Mr. Solomon’s guidance has now been incorporated into certain NLRB opinions.  On September 7 2012, the NLRB issued its first opinion invalidating an employer’s electronic posting rules in Costco Wholesale Corp.  On September 28, 2012, it did so again in Karl Knauz Motors, Inc. d/b/a Knauz BMW and Robert Becker.  The Costco rule prohibited employees from making statements that “damage the Company… or damage any person’s reputation”.  BMW had a policy that stated: “Courtesy: Courtesy is the responsibility of every employee. Everyone is expected to be courteous, polite and friendly to our customers, vendors and suppliers, as well as to their fellow employees. No one should be disrespectful or use profanity or any other language which injures the image or reputation of the Dealership.”  The NLRB felt that each policy would “tend to chill” employees from exercising their rights under Section 7 of the National Labor Relations Act (“NLRA”) to engage in “concerted activities for the purpose of collective bargaining or other mutual aid or protection”.  Generally, Section 7 allows employees the right to act with, or as directed by, other employees to gripe about the terms and conditions of their employment without fear of retaliation.
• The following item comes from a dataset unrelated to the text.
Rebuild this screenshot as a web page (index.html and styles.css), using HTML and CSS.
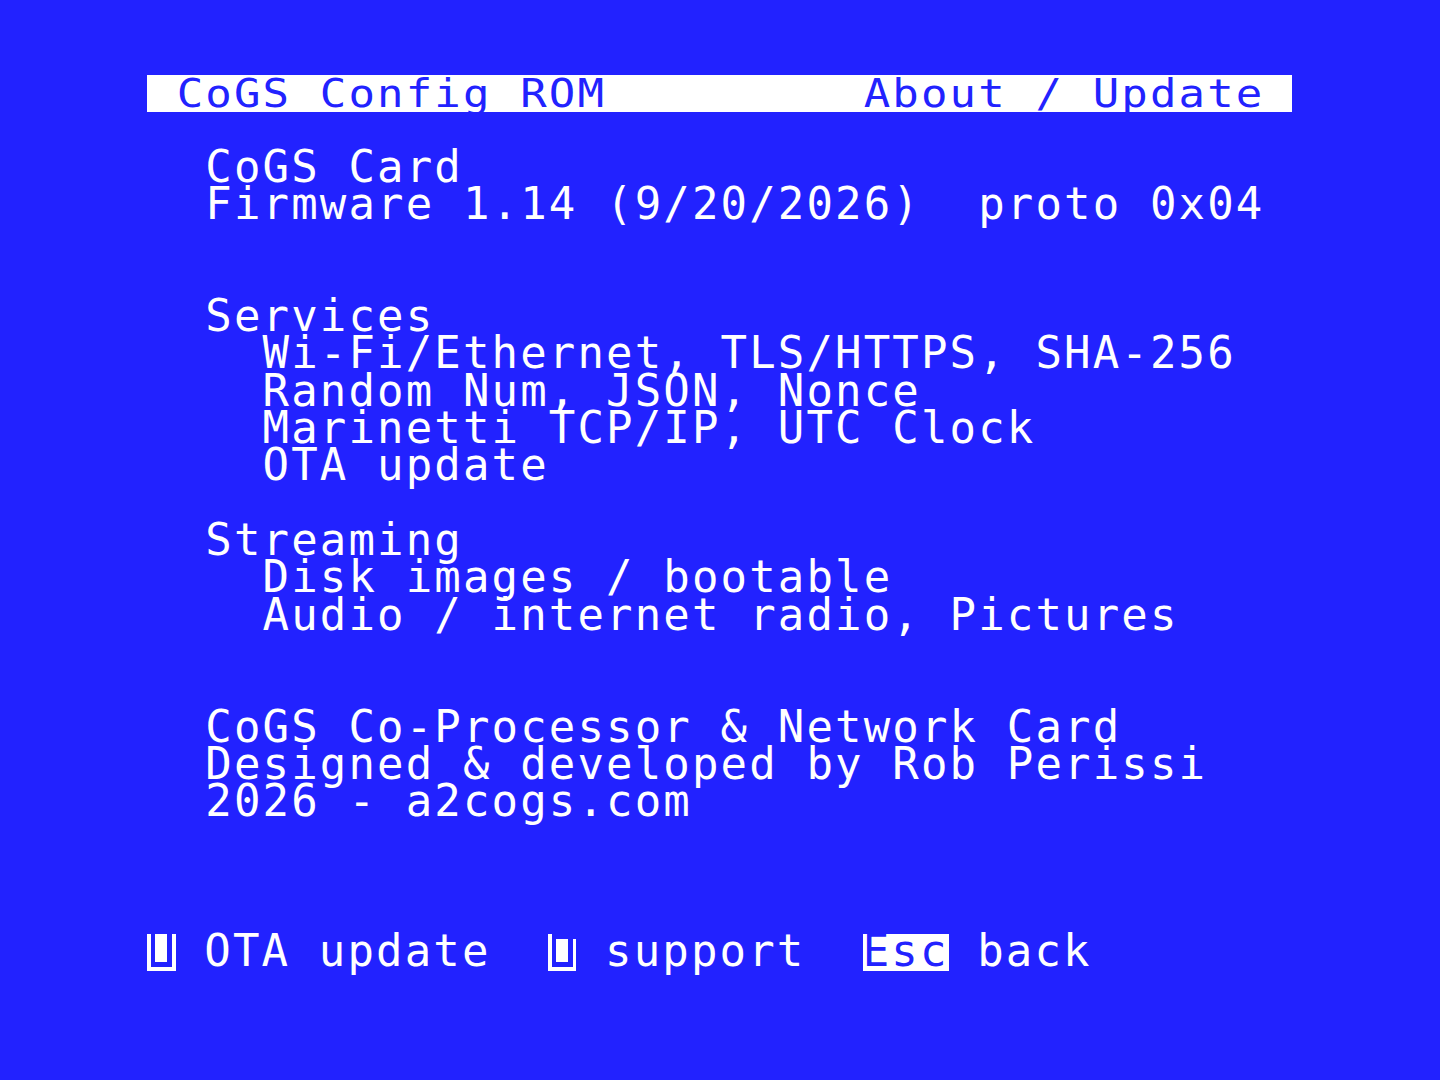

The NLRB’s three reports and its most recent decisions provide that a policy cannot prohibit a wide range of conduct such as a general statement “prohibiting disclosure of the company’s trade secrets” without providing specific examples. Further, the earlier reports found the following types of language in policies to be too broad:

  1. general language prohibiting the release of confidential information;
  2. general language prohibiting any commentary on legal issues at the company;
  3. requiring employees to respect the privacy of others;
  4. requiring employees to exercise personal responsibility; and
  5. requiring that employees treat co-workers with respect or use a friendly tone.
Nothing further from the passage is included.